Mesure 26 – Renforcement du prêt à taux zéro pour les ménages primo-accédants

Description

Renforcer le soutien à l’accession à la propriété via la prolongation et l’amplification du Prêt à Taux Zéro (PTZ) jusqu’en 2027, en l’ouvrant aux primo-accédants sans distinction géographique ou distinction neuf/ancien. 

 

Impact budgétaire

Le PTZ élargi, sans distinction géographique neuf/ancien équivaudrait au PTZ 2023, pour un coût de 1,2 Md€ (contre 800 M€ en 2024 avec l’introduction de ces critères). 

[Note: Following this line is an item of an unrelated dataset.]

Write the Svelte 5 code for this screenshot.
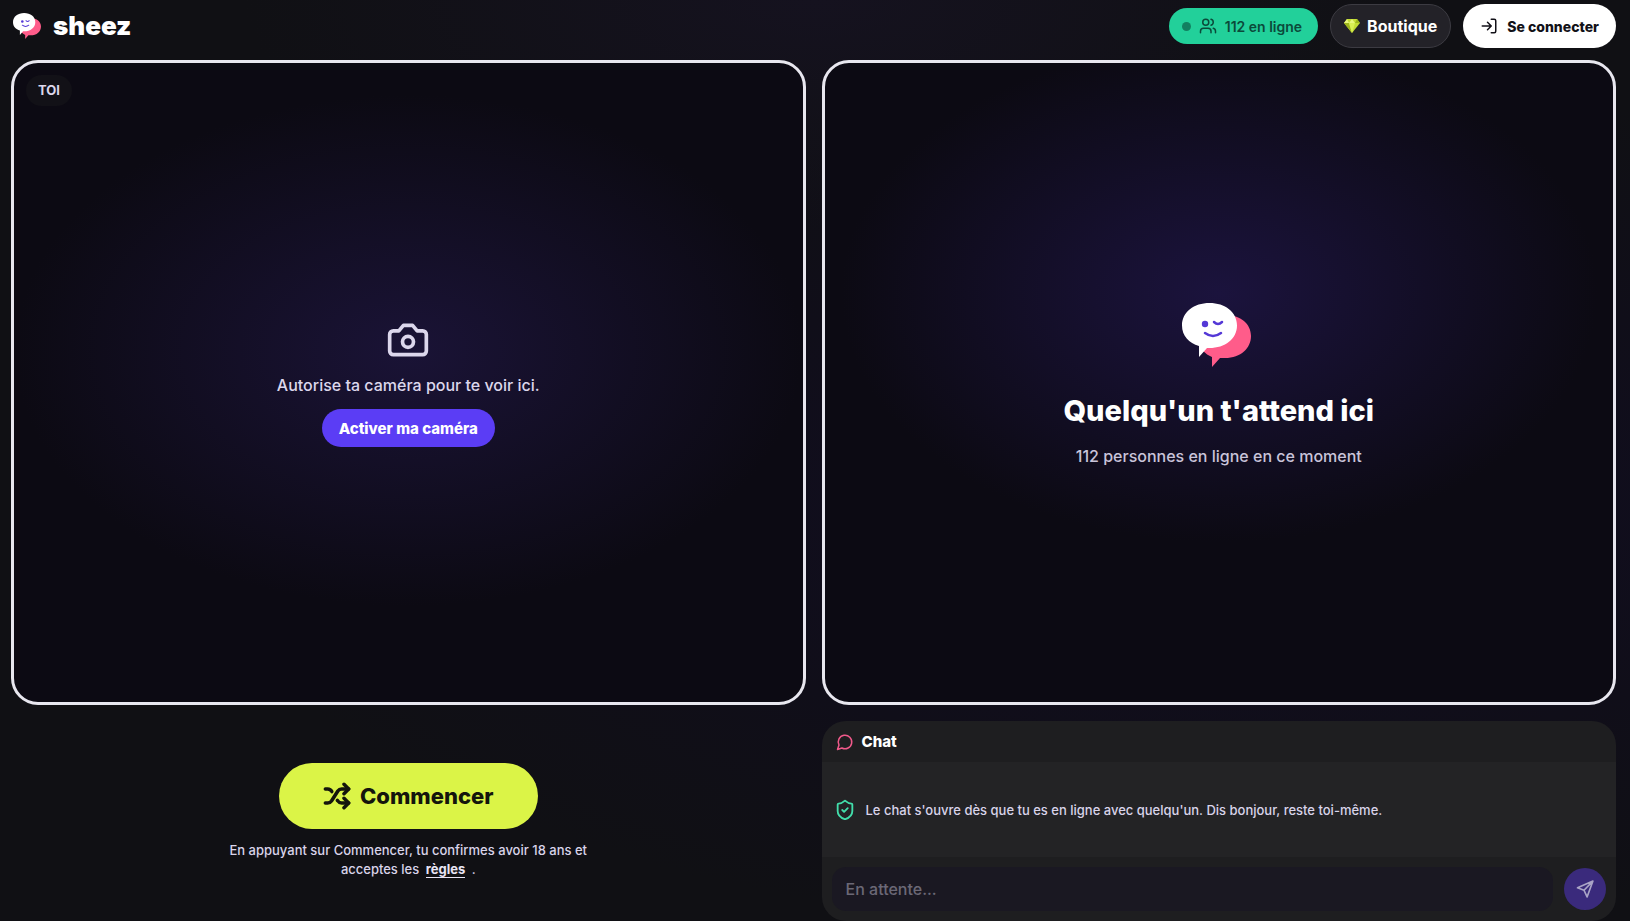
<script>
  let online = 112;
  let message = '';
</script>

{#snippet logo()}
  <svg class="logo" viewBox="0 0 74 64" aria-hidden="true">
    <path fill="#ff5c8a" d="M43 12C59 12 69 21 69 33S59 55 43 55H38L30 64V54C23 51 18 46 18 40C18 24 28 12 43 12Z" />
    <path fill="#fff" d="M27.500 0C43 0 55 9 55 22.500S43 45 27.500 45H25L17 54V43C7 40 0 33 0 22.500C0 9 12 0 27.500 0Z" />
    <circle cx="23" cy="21" r="3.2" fill="#5438d6" />
    <path fill="none" stroke="#5438d6" stroke-width="2.5" stroke-linecap="round" d="M32 19Q36 23 40 19M23 30Q31 36 39 30" />
  </svg>
{/snippet}

<div class="app">
  <header>
    <a class="brand" href="/">
      {@render logo()}
      <span>sheez</span>
    </a>
    <nav>
      <div class="online">
        <i class="dot"></i>
        <svg class="icon" viewBox="0 0 24 24" width="18" height="18">
          <path d="M16 21v-2a4 4 0 0 0-4-4H6a4 4 0 0 0-4 4v2" />
          <circle cx="9" cy="7" r="4" />
          <path d="M22 21v-2a4 4 0 0 0-3-3.87M16 3.13a4 4 0 0 1 0 7.75" />
        </svg>
        <span>{online} en ligne</span>
      </div>
      <button class="shop">
        <svg viewBox="0 0 16 14" width="16" height="14" aria-hidden="true">
          <path fill="#c3dc35" d="M3 0H13L16 4L8 14L0 4Z" />
          <path fill="#e9f77d" d="M3 0L5 4H0ZM8 0L11 4H5Z" />
          <path fill="#9db51c" d="M13 0L11 4H16ZM5 4L8 14L0 4Z" />
          <path fill="#d9ef55" d="M5 4H11L8 14Z" />
        </svg>
        Boutique
      </button>
      <button class="login">
        <svg class="icon" viewBox="0 0 24 24" width="18" height="18">
          <path d="M15 3h4a2 2 0 0 1 2 2v14a2 2 0 0 1-2 2h-4M10 17l5-5-5-5M15 12H3" />
        </svg>
        Se connecter
      </button>
    </nav>
  </header>

  <main>
    <section class="screen self">
      <span class="tag">TOI</span>
      <svg class="icon" viewBox="0 0 24 24" width="44" height="44">
        <path d="M14.5 4h-5L7 7H4a2 2 0 0 0-2 2v9a2 2 0 0 0 2 2h16a2 2 0 0 0 2-2V9a2 2 0 0 0-2-2h-3z" />
        <circle cx="12" cy="13" r="3" />
      </svg>
      <p>Autorise ta caméra pour te voir ici.</p>
      <button class="camera">Activer ma caméra</button>
    </section>

    <section class="screen stranger">
      {@render logo()}
      <h1>Quelqu'un t'attend ici</h1>
      <p>{online} personnes en ligne en ce moment</p>
    </section>

    <section class="start">
      <button class="go">
        <svg class="icon" viewBox="0 0 24 24" width="28" height="28">
          <path d="m18 14 4 4-4 4M18 2l4 4-4 4" />
          <path d="M2 18h1.97a4 4 0 0 0 3.3-1.7l5.46-8.6a4 4 0 0 1 3.3-1.7H22" />
          <path d="M2 6h1.97a4 4 0 0 1 3.6 2.2M22 18h-6.04a4 4 0 0 1-3.3-1.8l-.36-.45" />
        </svg>
        Commencer
      </button>
      <p>En appuyant sur Commencer, tu confirmes avoir 18 ans et acceptes les <a href="/regles">règles</a> .</p>
    </section>

    <section class="chat">
      <h2>
        <svg class="icon" viewBox="0 0 24 24" width="18" height="18">
          <path d="M7.9 20A9 9 0 1 0 4 16.1L2 22Z" />
        </svg>
        Chat
      </h2>
      <div class="messages">
        <svg class="icon" viewBox="0 0 24 24" width="22" height="22">
          <path d="M20 13c0 5-3.5 7.5-7.66 8.95a1 1 0 0 1-.67-.01C7.5 20.5 4 18 4 13V6a1 1 0 0 1 1-1c2 0 4.5-1.2 6.24-2.72a1.17 1.17 0 0 1 1.52 0C14.51 3.81 17 5 19 5a1 1 0 0 1 1 1z" />
          <path d="m9 12 2 2 4-4" />
        </svg>
        <p>Le chat s'ouvre dès que tu es en ligne avec quelqu'un. Dis bonjour, reste toi-même.</p>
      </div>
      <form on:submit|preventDefault>
        <input type="text" aria-label="Message" placeholder="En attente..." bind:value={message} disabled />
        <button class="send" aria-label="Envoyer" disabled>
          <svg class="icon" viewBox="0 0 24 24" width="20" height="20">
            <path d="M3 10.5 21.5 2.5 14.5 21.5 10.8 13.5ZM10.8 13.5 21.5 2.5" />
          </svg>
        </button>
      </form>
    </section>
  </main>
</div>

<style>
  :global(body) {
    background: #100f14;
  }

  .app {
    box-sizing: border-box;
    display: flex;
    flex-direction: column;
    min-height: 100vh;
    padding: 4px 14px 0 11px;
    color: #fff;
    font-family: Inter, "Liberation Sans", sans-serif;
    font-size: 16px;
    background:
      radial-gradient(ellipse 35% 25% at 50% 0%, #15121f 0%, transparent 100%),
      radial-gradient(ellipse at 75% 55%, #110d22 0%, #100e19 35%, #101014 60%);
  }

  button,
  input {
    font-family: inherit;
    border: none;
  }

  button {
    display: flex;
    align-items: center;
    justify-content: center;
    cursor: pointer;
    border-radius: 99px;
  }

  p,
  h1,
  h2 {
    margin: 0;
  }

  .icon {
    flex: none;
    fill: none;
    stroke: currentColor;
    stroke-width: 2;
    stroke-linecap: round;
    stroke-linejoin: round;
  }

  header {
    display: flex;
    align-items: center;
    justify-content: space-between;
    padding-bottom: 12px;
  }

  .brand {
    display: flex;
    align-items: center;
    gap: 10px;
    padding-left: 2px;
    color: #fff;
    font-size: 26px;
    font-weight: 900;
    line-height: 32px;
    text-decoration: none;
  }

  .brand .logo {
    width: 30px;
    height: 26px;
  }

  nav {
    display: flex;
    align-items: center;
    gap: 12px;
  }

  .online {
    display: flex;
    align-items: center;
    gap: 8px;
    height: 36px;
    padding: 0 16px 0 13px;
    border-radius: 18px;
    background: #22d09a;
    color: #0b4a3a;
    font-size: 14px;
    font-weight: 600;
  }

  .dot {
    width: 9px;
    height: 9px;
    border-radius: 50%;
    background: #128060;
  }

  .shop {
    gap: 7px;
    height: 44px;
    padding: 0 13px;
    border: 1px solid #3c3b42;
    background: #232228;
    color: #fff;
    font-size: 16px;
    font-weight: 700;
  }

  .login {
    gap: 9px;
    height: 44px;
    padding: 0 17px;
    background: #fff;
    color: #121118;
    font-size: 14px;
    font-weight: 800;
  }

  main {
    flex: 1;
    display: grid;
    grid-template-columns: 1fr 1fr;
    grid-template-rows: 1fr auto;
    gap: 16px;
  }

  .screen {
    position: relative;
    display: flex;
    flex-direction: column;
    align-items: center;
    justify-content: center;
    border: 3px solid #e8e7ef;
    border-radius: 27px;
    background: radial-gradient(ellipse 50% 40% at 50% 45%, #1a1336 0%, #0c0a13 100%);
    font-weight: 500;
    text-align: center;
  }

  .stranger {
    padding-top: 6px;
    background: radial-gradient(ellipse 48% 39% at 50% 36%, #1b133d 0%, #0c0a13 100%);
  }

  .tag {
    position: absolute;
    top: 12px;
    left: 12px;
    padding: 0 12px;
    border-radius: 16px;
    background: #121117;
    font-size: 13px;
    font-weight: 700;
    line-height: 31px;
  }

  .self {
    color: #dcd7ec;
  }

  .self p {
    margin: 12px 0;
    line-height: 23px;
  }

  .camera {
    height: 38px;
    padding: 0 17px;
    background: #5b3df5;
    color: #fff;
    font-size: 15px;
    font-weight: 800;
  }

  .stranger .logo {
    width: 74px;
    height: 64px;
  }

  .stranger h1 {
    margin: 25px 0 14px;
    font-size: 29px;
    font-weight: 800;
    line-height: 38px;
  }

  .stranger p {
    color: #c9c4da;
    line-height: 24px;
  }

  .start {
    display: flex;
    flex-direction: column;
    align-items: center;
    justify-content: center;
    gap: 12px;
  }

  .go {
    gap: 9px;
    height: 66px;
    padding: 0 44px;
    background: #dbf447;
    color: #14150c;
    font-size: 22px;
    font-weight: 800;
  }

  .go .icon {
    stroke-width: 3;
  }

  .start p {
    max-width: 368px;
    color: #d9d4ea;
    font-size: 13px;
    font-weight: 500;
    line-height: 19px;
    text-align: center;
  }

  .start a {
    display: inline-block;
    margin: 0 3px;
    border-bottom: 1px solid #e8e4f4;
    color: #e8e4f4;
    font-weight: 700;
    line-height: 16px;
    text-decoration: none;
  }

  .chat {
    overflow: hidden;
    border-radius: 24px;
    background: #1e1e20;
  }

  .chat h2 {
    display: flex;
    align-items: center;
    gap: 8px;
    height: 41px;
    padding: 0 14px;
    font-size: 15px;
    font-weight: 800;
  }

  .chat h2 .icon {
    color: #f0598a;
  }

  .messages {
    display: flex;
    align-items: center;
    gap: 10px;
    min-height: 95px;
    padding: 0 12px;
    background: #232325;
    color: #d9d4ea;
    font-size: 13px;
    font-weight: 500;
  }

  .messages .icon {
    color: #42deab;
  }

  form {
    display: flex;
    align-items: center;
    gap: 11px;
    padding: 10px;
  }

  input {
    flex: 1;
    min-width: 0;
    box-sizing: border-box;
    height: 44px;
    padding: 0 14px;
    border-radius: 14px;
    background: #1a1822;
    color: #fff;
    font-size: 16px;
    font-weight: 500;
  }

  input::placeholder {
    color: #6b6876;
  }

  .send {
    width: 42px;
    height: 42px;
    padding: 0;
    background: #3a2a7c;
    color: #aaa4c6;
  }
</style>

Mesure 27 – Encadrement de la location de meublés touristiques 

Description

Réduction de l’abattement fiscal de 71 % applicable aux revenus fonciers tirés des meublés de tourisme et aux chambres d’hôtes, à l’exception des zones de montagne ou des zones détendues qui bénéficieraient d’un régime dérogatoire. 

 

Impact budgétaire

Limité 

Mesure 28 – Valorisation et libération du patrimoine foncier de l’État 

Description

Création d’une foncière de l’État, avec un objectif de recensement, de libération et de valorisation du foncier existant. L’État dispose d’un patrimoine immobilier de 7 millions de m² de bureaux inutilisés ; ainsi que de 40 000 km² de terrains non bâtis. 

 

Impact budgétaire

Économie allant jusqu’à 2 Md€ à l’horizon 2027 

Conclusion

Comme souvent dans ce genre d’inventaire, les dernières propositions sont les plus fumeuses. Dans le cas de la mesure 27, lier la réduction de l’abattement fiscal sur les meublés de tourisme à une mesure pour débloquer la crise du logement n’est pas très sérieux. D’autres outils anti-location courte durée ont déjà montré leur efficacité. La mesure 28 est un constat discutable, en aucun cas une solution à court terme. Restent donc les trois premières mesures. Dans la mesure 24, en vue de relancer la construction de logements sociaux (le coeur du problème) on propose de ”Promouvoir des parcours de mobilité dans le parc social”. Sorties des voeux pieux, seules les mesures 25 et 26 semblent proposer des solutions déjà testées pour des résultats pas toujours probants. C’est donc d’un outillage d’un tout autre calibre qu’il va falloir se munir pour sortir le logement de l’ornière.